I have written about retirement planning before and some of that material also relates to topics or issues that are being discussed here. Where relevant I draw on material from three sources: The Retirement Plan Solution (co-authored with Bob Collie and Matt Smith, published by John Wiley & Sons, Inc., 2009), my foreword to Someday Rich (by Timothy Noonan and Matt Smith, also published by Wiley, 2012), and my occasional column The Art of Investment in the FT Money supplement of The Financial Times, published in the UK. I am grateful to the other authors and to The Financial Times for permission to use the material here.


4 Responses to “#75 How Reliable An Income Stream Can You Get From Equity Dividends?”

  1. David Hartley says:

    Nice post Don.

    Some years ago I sourced some Australian data on dividends going back to 1900. It showed that there were only two decade-long periods during which dividends did not rise by more than inflation; those were immediately following WWII and the high inflation period of the 1970s. Over the full period of more than 100 years a dividend stream, without any reinvestment, rose by more than 3x inflation.

    For those who are wealthy enough to live off the dividends from a diversified portfolio of shares, volatility in market prices becomes somewhat irrelevant. To paraphrase Benjamin Graham, the only time the price of a share is relevant is when someone wants to buy or sell and yet humans allow the ceaseless gyrations in prices to feed their emotions of fear and greed. And of course this emotional roller coaster is fed by sensationalist media stories that report every market decline as if it was a permanent unrecoverable loss.

    On another level, as economic growth is shared between those who provide capital and those who provide labour, it makes sense that a diversified portfolio of domestic shares would provide a series of returns that exhibits some similarities to the returns that are received by those who provide labour – this providing a wage-like outcome that is the goal of many retirement plans.
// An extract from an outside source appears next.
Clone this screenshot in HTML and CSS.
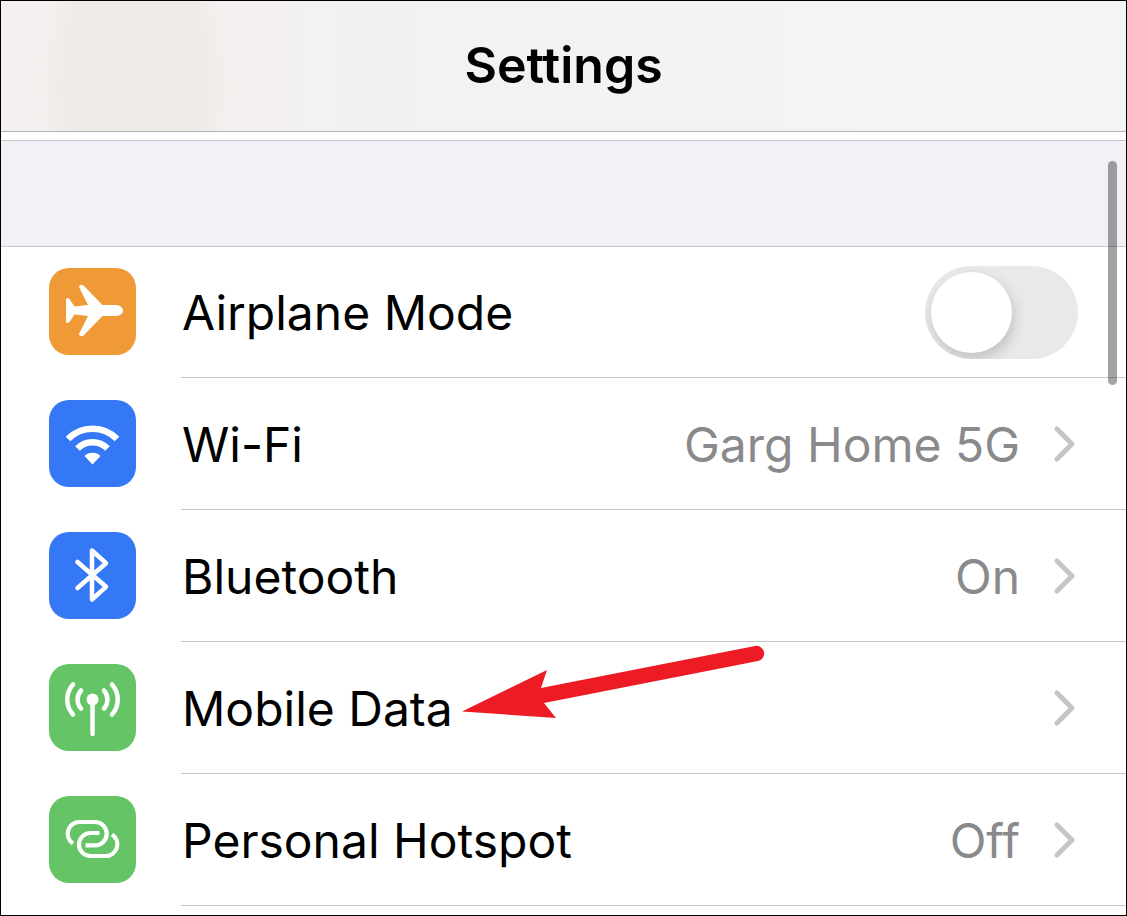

In fact this may help explain the ubiquitous home country bias that the invisible hand of markets has tended to produce in many different countries. There was a recent excellent article by Ben Inker of GMO that touched on this from a related but different mean-variance perspective. Ben’s article focussed on assessing strategies and outcomes relative to the purpose for which a portfolio is held as opposed to much less relevant generic measures of risk.

    • Don Ezra says:

      Thanks very much, David. Nice to know that Australian data support the case too. Also, as you point out, the contrast between rising dividends and unstable prices is very noticeable! Thanks also for the comparison between dividends and labour income — that had never occurred to me.

      • David Hartley says:

        I know it’s tangential to the point of this particular blog on income streams but on the point about returns to labour and capital, I am convinced that a contributor to the social unrest being seen across the world is the fact that the returns to capital have been going up while wages have been relatively stagnant. The current social unrest may well be part of the adjustment mechanism that will eventually lead to some reversion.

        • Don Ezra says:

          I agree — and I confess I’m not looking forward to the adjustment mechanism, whatever it may be.